Someone mocking Jesus, putting a donkey head on him…and mocking some believer named Alexmenos.

The gospel has always been deemed nonsensical by some…it’s been unscientific…stupid…cruel…every invective you can imagine.

All that matters is that it is true…not whether you want it be true or not.

The gospel is conclusively true…and you and me, like Nick, we have to decide what to do the demands of Jesus.

If you have believed the gospel, like I have…then you and I have to contend with our daily life choices and the ongoing demand of Jesus on our lives.

Will we be faithful or not?

Will we live and tell the gospel or not?

Don’t think it was easier in the gym, or at work, or on WSU campus back in the day…but it is a different day, harder today.

It has never been cool to really believe the gospel.

In 1981 a WSU professor wrote an article in the school paper rebuking me personally for my faith…I was insensitive…I was wrong…he said this to the entire school.

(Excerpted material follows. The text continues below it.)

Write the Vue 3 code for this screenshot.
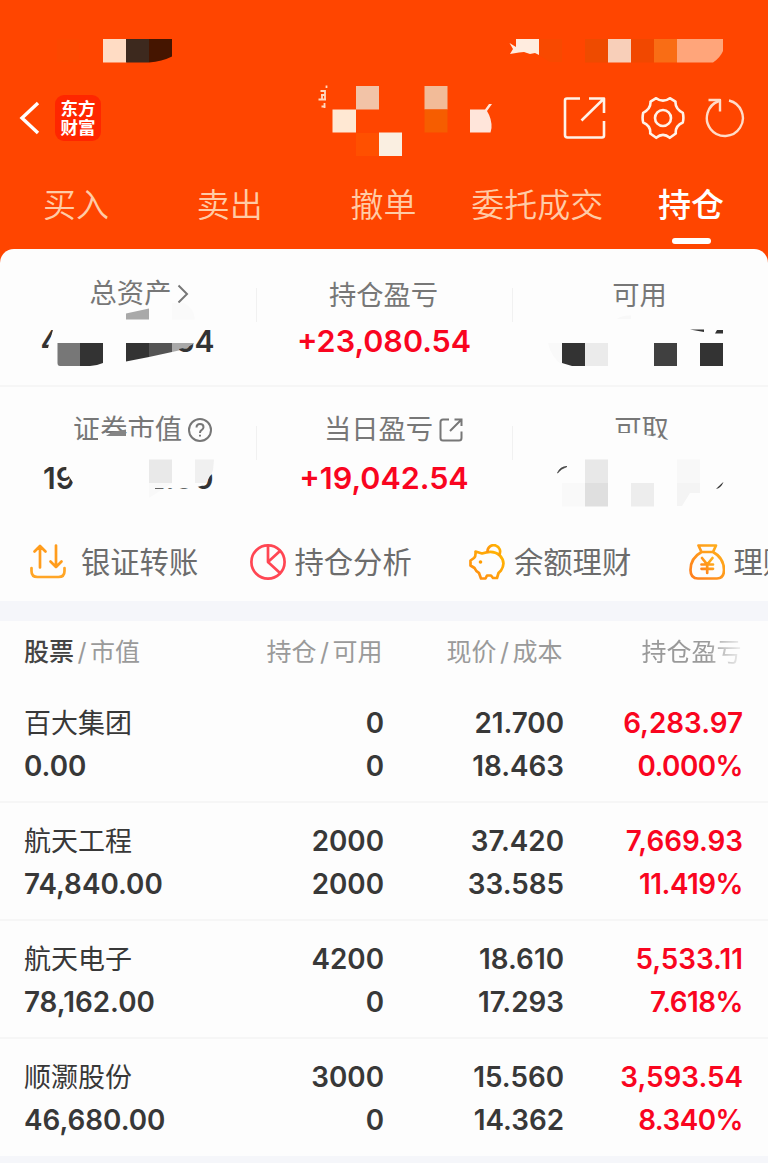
<script setup>
import { ref } from "vue";

const tabs = ["买入", "卖出", "撤单", "委托成交", "持仓"];
const activeTab = ref("持仓");

const holdings = ref([
  { name: "百大集团", value: "0.00", amount: "0", usable: "0", price: "21.700", cost: "18.463", profit: "6,283.97", rate: "0.000%" },
  { name: "航天工程", value: "74,840.00", amount: "2000", usable: "2000", price: "37.420", cost: "33.585", profit: "7,669.93", rate: "11.419%" },
  { name: "航天电子", value: "78,162.00", amount: "4200", usable: "0", price: "18.610", cost: "17.293", profit: "5,533.11", rate: "7.618%" },
  { name: "顺灏股份", value: "46,680.00", amount: "3000", usable: "0", price: "15.560", cost: "14.362", profit: "3,593.54", rate: "8.340%" }
]);
</script>

<template>
  <div class="page">
    <header class="header">
      <div class="navbar">
        <svg class="back" width="22" height="36" viewBox="0 0 22 36">
          <path d="M19 3 L3 18 L19 33" />
        </svg>
        <div class="logo"><span>东方</span><span>财富</span></div>
        <div class="tools">
          <svg class="share" width="44" height="44" viewBox="0 0 44 44">
            <path d="M17 2.5H4Q2 2.5 2 4.5V39Q2 41.500 4.500 41.500H39Q41 41.500 41 39.500V25" />
            <path d="M26 2.500H41V17M41 2.500L18.500 24.500" />
          </svg>
          <svg class="gear" width="44" height="44" viewBox="0 0 44 44">
            <path d="M15.200 2.200 Q22 7.200 28.800 2.200 L34.500 5.700 Q34 12.600 41.800 16.800 Q43 22 41.800 26.500 Q34 30 34.800 37.500 L28.800 41.800 Q22 36 15.200 41.800 L9.200 37.500 Q10 30 2.200 26.500 Q1 22 2.200 16.800 Q10 12.600 9.500 5.700 Z" />
            <circle cx="22" cy="22" r="8" />
          </svg>
          <svg class="refresh" width="40" height="42" viewBox="0 0 40 42">
            <path d="M24 3.500A18 18 0 1 1 14 4" />
            <path d="M3.500 3H15V14.500" />
          </svg>
        </div>
      </div>

      <nav class="tabs">
        <a v-for="tab in tabs" :key="tab" :class="{ active: tab === activeTab }" @click="activeTab = tab">{{ tab }}</a>
      </nav>

      <!-- mosaic over the status bar and the account name -->
      <svg class="mosaic" viewBox="0 0 768 248">
        <rect x="57" y="39" width="22" height="23" fill="#fc4700" />
        <rect x="103" y="39" width="23.500" height="23.500" fill="#ffdcc4" />
        <path d="M126 39H149V62.500H126Z" fill="#3d291e" />
        <path d="M149 39H172V56.500Q162 61.500 149 62.500Z" fill="#451500" />
        <path d="M516 39H539V55L535 53L530 54L524 52L519 52.500L510 54L513 49L509.500 43L516 47Z" fill="#ffecdf" />
        <path d="M508.500 45L512 49L508.500 53Z" fill="#ff4500" />
        <path d="M540 39H562V62H550L540 56Z" fill="#f84900" />
        <rect x="585" y="39" width="23" height="23.500" fill="#ee4b00" />
        <rect x="608" y="39" width="23" height="23.500" fill="#f8cfb9" />
        <rect x="631" y="39" width="23" height="23.500" fill="#f14800" />
        <rect x="654" y="39" width="23" height="23.500" fill="#f96d15" />
        <path d="M677 39H723V51Q720 58 713 62.500H677Z" fill="#ffa57a" />
        <path d="M326.500 85.500V88M320.500 91H325V95H321M325 95V99M318.500 99.500H326M322 96V99M321.500 106.500H325.500M324.500 103V108" fill="none" stroke="#ffd9c0" stroke-width="1.800" />
        <rect x="356" y="86" width="23" height="23.500" fill="#f2c3a7" />
        <rect x="332.500" y="109.500" width="23.500" height="23" fill="#ffe8d3" />
        <rect x="356" y="133" width="23" height="23" fill="#ff5000" />
        <rect x="379" y="132.500" width="23" height="23.500" fill="#faefe1" />
        <rect x="424.500" y="86" width="23" height="23.500" fill="#f2bb98" />
        <rect x="424.500" y="109.500" width="23" height="23" fill="#f65d00" />
        <path d="M470 109.500H485L489 104L492 104L487 111Q492 119 491.500 128L490.500 132.500H470Z" fill="#ffe5da" />
      </svg>
    </header>

    <section class="summary">
      <div class="summary-row">
        <div class="cell">
          <div class="label raised">总资产<svg class="chevron" width="12" height="20" viewBox="0 0 12 20"><path d="M1.500 1.500L10 10L1.500 18.500" /></svg></div>
        </div>
        <div class="cell">
          <div class="label">持仓盈亏</div>
          <div class="amount">+23,080.54</div>
        </div>
        <div class="cell">
          <div class="label">可用</div>
        </div>
      </div>
      <div class="summary-row second">
        <div class="cell">
          <div class="label">证券市值<svg class="help" width="24" height="24" viewBox="0 0 24 24"><circle cx="12" cy="12" r="11" /><path d="M8.500 9.500Q8.500 6 12 6Q15.500 6 15.500 9.200Q15.500 10.800 13.500 12.200Q12 13.200 12 15M12 16.800V18.500" /></svg></div>
        </div>
        <div class="cell">
          <div class="label today">当日盈亏<svg class="open" width="24" height="24" viewBox="0 0 24 24"><path d="M10 1.500H4Q1.500 1.500 1.500 4V20Q1.500 22.500 4 22.500H20Q22.500 22.500 22.500 20V13.500" /><path d="M15.500 1.500H22.500V8M22 2L11 13" /></svg></div>
          <div class="amount">+19,042.54</div>
        </div>
        <div class="cell">
          <div class="label takeout">可取</div>
        </div>
      </div>

      <!-- private balances: what is left of the digits, then the mosaic -->
      <svg class="mosaic" viewBox="0 249 768 272">
        <defs>
          <clipPath id="firstDigit"><path d="M40 326H54L48 348H40Z" /></clipPath>
          <clipPath id="lastDigits"><path d="M179 349L188 347L193 344L195.500 340V326H216V356H179Z" /></clipPath>
          <clipPath id="nine"><path d="M42 462H67L66 472L74 484V492H42Z" /></clipPath>
          <clipPath id="zeros"><path d="M155 488.300H190L197 487L205 485L210 476L214 472V492H155Z" /></clipPath>
        </defs>
        <text class="digits" x="40.500" y="352" clip-path="url(#firstDigit)">4</text>
        <text class="digits" x="43" y="489" clip-path="url(#nine)">19</text>

        <path d="M126 313.500L149 308.500V319.500H126Z" fill="#a9a9a9" />
        <path d="M172 303H184Q194 308 195 319.500H172Z" fill="#fafafa" />
        <path d="M57.500 343H80V366H60Q57.500 366 57.500 363Z" fill="#777" />
        <path d="M80 343H103V363Q96 366 90 366H80Z" fill="#333" />
        <path d="M126 343H149V357L126 361.500Z" fill="#333" />
        <path d="M149 343H172V352L149 357Z" fill="#545454" />
        <path d="M172 343H194L190 348L172 352Z" fill="#a9a9a9" />
        <text class="digits" x="214.500" y="352" text-anchor="end" clip-path="url(#lastDigits)">54</text>

        <path d="M98 436H127L150 438V443H98Z" fill="#fdfdfd" />
        <path d="M106 436L112 432L126 429.500V436Z" fill="#858585" />
        <rect x="149" y="459.500" width="23" height="23.500" fill="#e9e9e9" />
        <path d="M195 459.500H214L213 470L208 483H195Z" fill="#f0f0f0" />
        <path d="M149 483H172L149 498Z" fill="#f9f9f9" />
        <text class="digits" x="213.500" y="489" text-anchor="end" clip-path="url(#zeros)">2.00</text>

        <path d="M617 319Q622 315 631 315.500V319Z" fill="#f8f8f8" />
        <path d="M548 343H562V365Q551 357 548 343Z" fill="#f9f9f9" />
        <path d="M562 343H585V366H572L562 363Z" fill="#333" />
        <rect x="585" y="343" width="23" height="23" fill="#ebebeb" />
        <rect x="654" y="343" width="23" height="23" fill="#404040" />
        <rect x="700" y="343" width="23" height="23" fill="#333" />
        <path d="M690 329.500H704V332ZM717 330H723V333.500H715Z" fill="#333" />

        <path d="M612 433H634L652 436L672 441V447H612Z" fill="#fdfdfd" />
        <path d="M557.500 473Q560 466.500 567 466.500Q561 468.500 557.500 473Z" fill="#333" stroke="#444" stroke-width="0.800" />
        <path d="M716 489Q721 488 723.500 482Q722 483 716 489Z" fill="#333" />
        <rect x="585" y="459.500" width="23" height="23.500" fill="#e8e8e8" />
        <rect x="585" y="483" width="23" height="23.500" fill="#dfdfdf" />
        <rect x="562" y="483" width="23" height="23.500" fill="#f9f9f9" />
        <rect x="631" y="483" width="23" height="23.500" fill="#ededed" />
        <rect x="677" y="459.500" width="23" height="23.500" fill="#f8f8f8" />
        <path d="M677 483H700V493H690L682 506H677Z" fill="#f4f4f4" />
      </svg>
    </section>

    <section class="shortcuts">
      <a class="transfer">
        <svg width="36" height="36" viewBox="0 0 36 36">
          <path d="M1.500 24V27Q1.500 33 7.500 33H28.500Q34.500 33 34.500 27V24" stroke="#ffa526" />
          <path d="M10 23.500V2M4.500 7.500L10 2L15.500 7.500M26 1.500V23M20.500 17.500L26 23L31.500 17.500" stroke="#ff9c1c" />
        </svg>
        <span>银证转账</span>
      </a>
      <a>
        <svg width="36" height="36" viewBox="0 0 36 36">
          <g stroke="#ff4653">
            <circle cx="18" cy="18" r="16.600" />
            <path d="M18 2V18L30 29M18 18L30 7" />
          </g>
        </svg>
        <span>持仓分析</span>
      </a>
      <a>
        <svg width="36" height="36" viewBox="0 0 36 36">
          <defs>
            <linearGradient id="pig" x1="0" y1="1" x2="1" y2="0">
              <stop offset="0" stop-color="#ff8a14" />
              <stop offset="1" stop-color="#ffb800" />
            </linearGradient>
          </defs>
          <g stroke="url(#pig)">
            <path d="M6.500 7.500L13 9.500Q24 5.500 30.500 11Q37.500 18.500 32 26.500L29.500 29L28 34H24L22 31.500H18L16.500 34.500H12L10 29Q7 27.500 5.500 24L1.500 21.500V16.500L5 14Q7 12 6.500 7.500Z" />
            <path d="M18.500 7.500A6.300 6.300 0 1 1 30 11" />
          </g>
          <circle cx="11.500" cy="18" r="1.800" fill="#ff9c00" />
        </svg>
        <span>余额理财</span>
      </a>
      <a>
        <svg width="36" height="36" viewBox="0 0 36 36">
          <defs>
            <linearGradient id="bag" x1="0" y1="1" x2="1" y2="0">
              <stop offset="0" stop-color="#ff7d1e" />
              <stop offset="1" stop-color="#ffb21a" />
            </linearGradient>
          </defs>
          <g stroke="url(#bag)">
            <path d="M9.500 1.500H27L24 8H12.500ZM12.500 8Q1.500 14 1.500 26Q1.500 34.500 9 34.500H28Q35 34.500 35 26Q35 14 24 8" />
            <path d="M13 14L18.200 20.500L23.500 14M18.200 20.500V29M12.500 20.500H24M12.500 24.800H24" />
          </g>
        </svg>
        <span>理财</span>
      </a>
    </section>

    <section class="holdings">
      <div class="grid thead">
        <div><b>股票</b><i>/</i>市值</div>
        <div>持仓<i>/</i>可用</div>
        <div>现价<i>/</i>成本</div>
        <div class="fade">持仓盈亏</div>
      </div>
      <div v-for="item in holdings" :key="item.name" class="grid row">
        <div><span class="name">{{ item.name }}</span><span>{{ item.value }}</span></div>
        <div><span>{{ item.amount }}</span><span>{{ item.usable }}</span></div>
        <div><span>{{ item.price }}</span><span>{{ item.cost }}</span></div>
        <div class="red"><span>{{ item.profit }}</span><span class="rate">{{ item.rate }}</span></div>
      </div>
    </section>
  </div>
</template>

<style>
body {
  margin: 0;
  background: #f5f6fa;
}
</style>

<style scoped>
* {
  box-sizing: border-box;
}

.page {
  width: 768px;
  height: 1163px;
  overflow: hidden;
  background: #f5f6fa;
  font-family: Inter, "Noto Sans CJK SC", sans-serif;
  color: #383838;
}

svg {
  display: block;
  flex: none;
  fill: none;
}

.header {
  position: relative;
  height: 264px;
  padding-top: 90px;
  background: #ff4500;
}

.mosaic {
  position: absolute;
  left: 0;
  top: 0;
  width: 768px;
  pointer-events: none;
}

.navbar {
  display: flex;
  align-items: center;
  height: 56px;
  padding: 0 23px 0 19px;
}

.back path {
  stroke: #fff;
  stroke-width: 3.4;
}

.logo {
  display: flex;
  flex-direction: column;
  justify-content: center;
  align-items: center;
  width: 46px;
  height: 46px;
  margin-left: 14px;
  border-radius: 9px;
  background: #ff2600;
  color: #fff;
  font-family: "Noto Sans CJK SC", sans-serif;
  font-size: 17.5px;
  font-weight: 700;
  line-height: 19.5px;
}

.logo span {
  position: relative;
  top: -1px;
}

.tools {
  display: flex;
  align-items: center;
  margin-left: auto;
}

.tools path,
.tools circle {
  stroke: #fff2e8;
  stroke-width: 2.6;
  stroke-linejoin: round;
}

.share {
  margin-right: 0.5px;
}

.gear {
  margin-left: 33.5px;
}

.refresh {
  margin-left: 20px;
}

.tools .refresh path {
  stroke: #ffdcc8;
  stroke-width: 2.4;
}

.tabs {
  display: flex;
  height: 102px;
  margin-left: -1px;
  padding-top: 35px;
}

.tabs a {
  flex: 1;
  display: flex;
  flex-direction: column;
  align-items: center;
  font-size: 33px;
  font-weight: 350;
  line-height: 48px;
  white-space: nowrap;
  color: #ffcba6;
}

.tabs a.active {
  font-weight: 500;
  color: #fff;
}

.tabs a.active::after {
  content: "";
  width: 39px;
  height: 6px;
  margin-top: 9px;
  border-radius: 3px;
  background: #fff;
}

.summary {
  position: relative;
  height: 272px;
  margin-top: -15px;
  border-radius: 14px 14px 0 0;
  background: #fdfdfd;
}

.summary-row {
  display: flex;
  height: 138px;
  border-bottom: 2px solid #f6f6f6;
}

.summary-row.second {
  height: 134px;
  border-bottom: 0;
}

.cell {
  position: relative;
  flex: 1;
  padding-top: 27px;
  text-align: center;
}

.second .cell {
  padding-top: 23px;
}

.cell + .cell::before {
  content: "";
  position: absolute;
  left: 0;
  top: 39px;
  width: 1px;
  height: 34px;
  background: #f1f1f1;
}

.label {
  display: flex;
  justify-content: center;
  align-items: center;
  height: 40px;
  padding-right: 1px;
  font-size: 27.3px;
  line-height: 40px;
  color: #777;
}

.raised {
  margin-top: -2px;
  padding-left: 24px;
}

.today {
  padding-left: 20px;
}

.takeout {
  padding-left: 4px;
}

.label path,
.label circle {
  stroke: #777;
  stroke-width: 2;
}

.chevron {
  margin-left: 6px;
}

.help,
.open {
  margin-left: 6px;
}

.cell .help {
  margin-right: -30px;
}

.amount {
  margin-top: 7px;
  font-size: 30.5px;
  font-weight: 600;
  line-height: 36px;
  color: #f9051f;
}

.second .amount {
  margin-top: 10px;
}

.digits {
  fill: #333;
  font-size: 30px;
  font-weight: 600;
}

.shortcuts {
  display: flex;
  height: 80px;
  padding-left: 30px;
  background: #fdfdfd;
}

.shortcuts a {
  flex: 0 0 219.5px;
  display: flex;
  align-items: center;
  gap: 9px;
  height: 82px;
  font-size: 29.3px;
  white-space: nowrap;
  color: #6c6c6c;
}

.shortcuts a span {
  margin-top: -4px;
}

.shortcuts a.transfer {
  gap: 15px;
}

.shortcuts path,
.shortcuts circle {
  stroke-width: 2.7;
  stroke-linejoin: round;
  stroke-linecap: round;
}

.holdings {
  margin-top: 20px;
}

.grid {
  display: grid;
  grid-template-columns: 200px 160px 180px 179px;
  padding-left: 24px;
  text-align: right;
  background: #fdfdfd;
}

.grid > div:first-child {
  text-align: left;
}

.thead {
  height: 64px;
  font-size: 25px;
  line-height: 63px;
  color: #9a9a9a;
}

.thead div + div {
  padding-right: 1.5px;
}

.thead b {
  font-weight: 500;
  color: #444;
}

.thead i {
  display: inline-block;
  width: 16px;
  font-style: normal;
  text-align: center;
}

.fade {
  -webkit-mask-image: linear-gradient(90deg, #000 80%, transparent 102%);
  mask-image: linear-gradient(90deg, #000 80%, transparent 102%);
}

.row {
  height: 118px;
  padding-top: 17px;
  border-bottom: 2px solid #f6f6f6;
  font-size: 27.8px;
  font-weight: 600;
  line-height: 43.4px;
}

.row:last-child {
  height: 117px;
  border-bottom: 0;
}

.row span {
  display: block;
  height: 43.2px;
}

.row .name {
  font-size: 27px;
  font-weight: 400;
}

.red {
  color: #f9051f;
}

.row .rate {
  letter-spacing: -0.5px;
}
</style>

I am praying I would have more of the courage at 65 that I had then at 22…more of the zeal I had for the gospel then…that I have allowed to slip away as I have grown older and life more complex.

The truth of the gospel has not changed…times haven’t really changed…

The gospel is true or it is not…it is that simple.

If it’s not…then don’t waste your time here on Sunday mornings.

If it is…then don’t waste your life living a life that is not faithful to the gospel.

I read an article by non-believer saying to us, believers in the Gospel.

“If you really believed that people are lost forever without Jesus you would do nothing except tell people about him…you would drop everything else in your life.”

Thank you for the advice…but we will take our lead from God’s word, not you.

God’s word tells us that we are to be found faithful…we have talked at length about this this year…and the year before.

The gospel is true…and people need to hear it…and we are to work jobs, and raise kids, and mow grass, and rest.

And in the context of all that…we are to build trust relationships with people from which we can share the good news of the gospel.

I’m willing to climb into the hole with you…but I’m not staying here, and you don’t have to either.